A morte, não como enigma ou objeto de especulações filosóficas, mas como fato corriqueiro do absurdo da civilização industrial, é tema dominante na poesia de Guido. “Passeio” e “ferroviária” colhem fragmentos semelhantes desse absurdo – a menina e sua boneca esmagadas pelo trem; a velha e seu cão esmigalhados pelo ônibus.

Nesse pousar sua visão sobre a podridão social, não poderia o poeta deixar de atingir o âmago mesmo da realidade.
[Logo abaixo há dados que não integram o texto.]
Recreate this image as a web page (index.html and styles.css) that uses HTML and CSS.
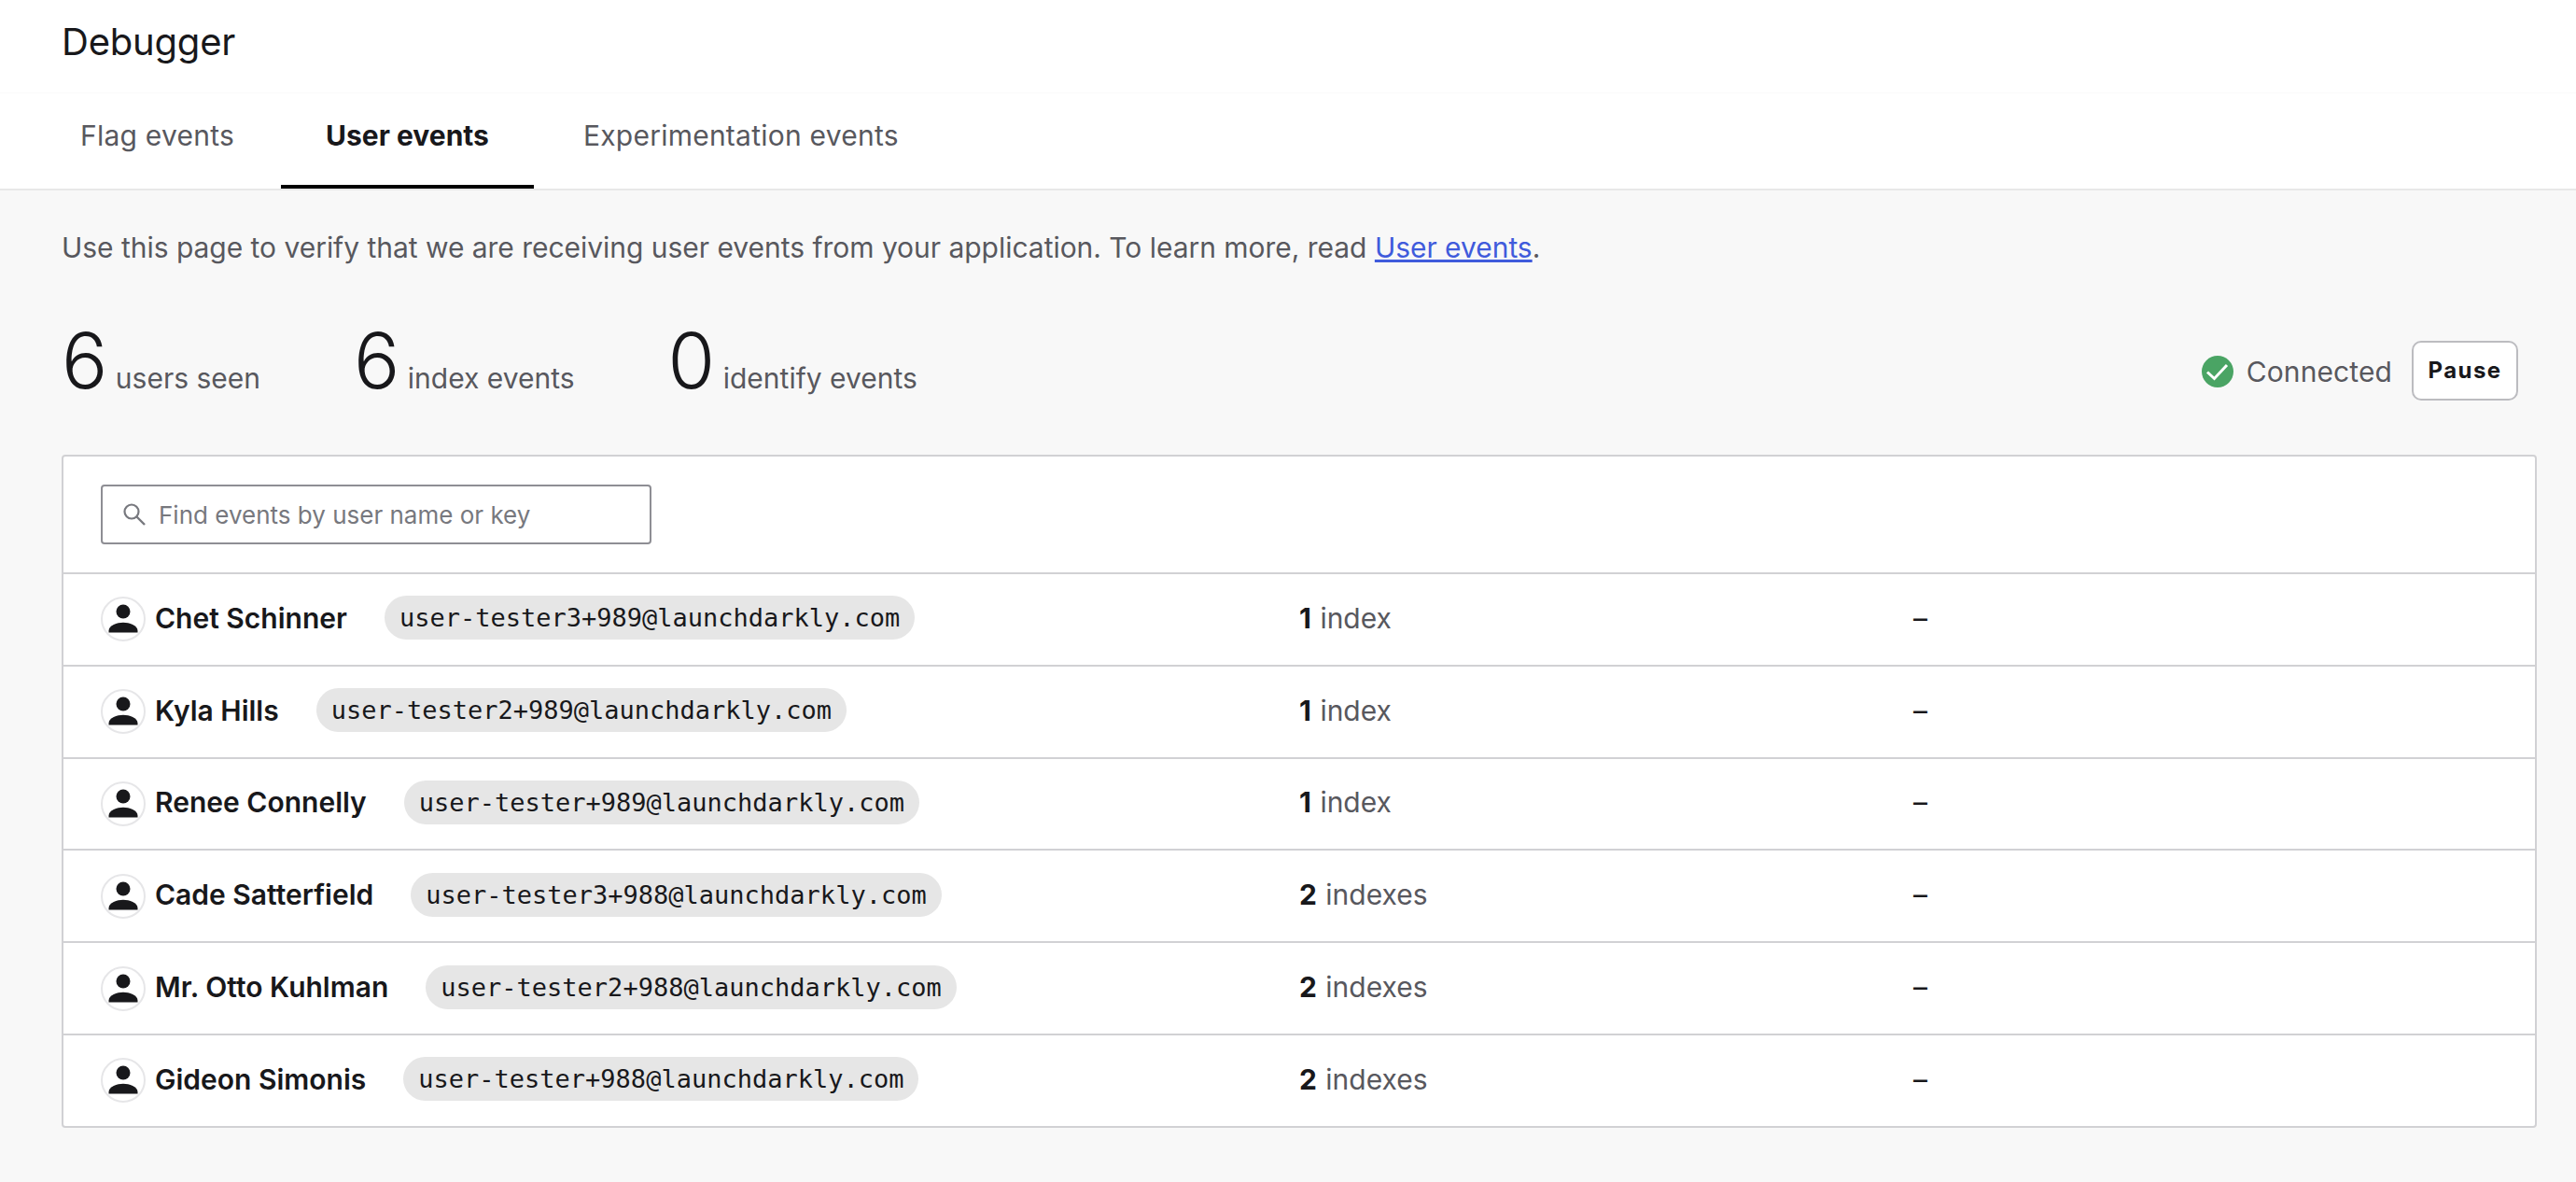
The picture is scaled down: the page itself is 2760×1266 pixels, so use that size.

Nasce então o grito, o protesto, como em “América".

A formação dessa concepção poética do mundo em Guido Heleno poderia ser assim esboçada: o poeta postado à janela da vida, a determinar-se “passar um pano úmido nos olhos/ desembaçar o mundo”. A obscuridade não deixa ainda palpável a realidade das coisas: “lá fora/ se não me engano/ soam sobrenaturais trombetas”. Entre a paisagem bucólica perdida – ponto de partida para uma crítica da devastação da natureza e o estar na cidade, o início de uma fase de constatação: a rua, Brasília, sua História a confundir-se com a página mais suja da História do Brasil (“Honestino sorrindo para os amigos! sem pressentir ainda o ódio dos soberanos”), até o grito de protesto: “por que tantos punidos/ torturados e banidos?”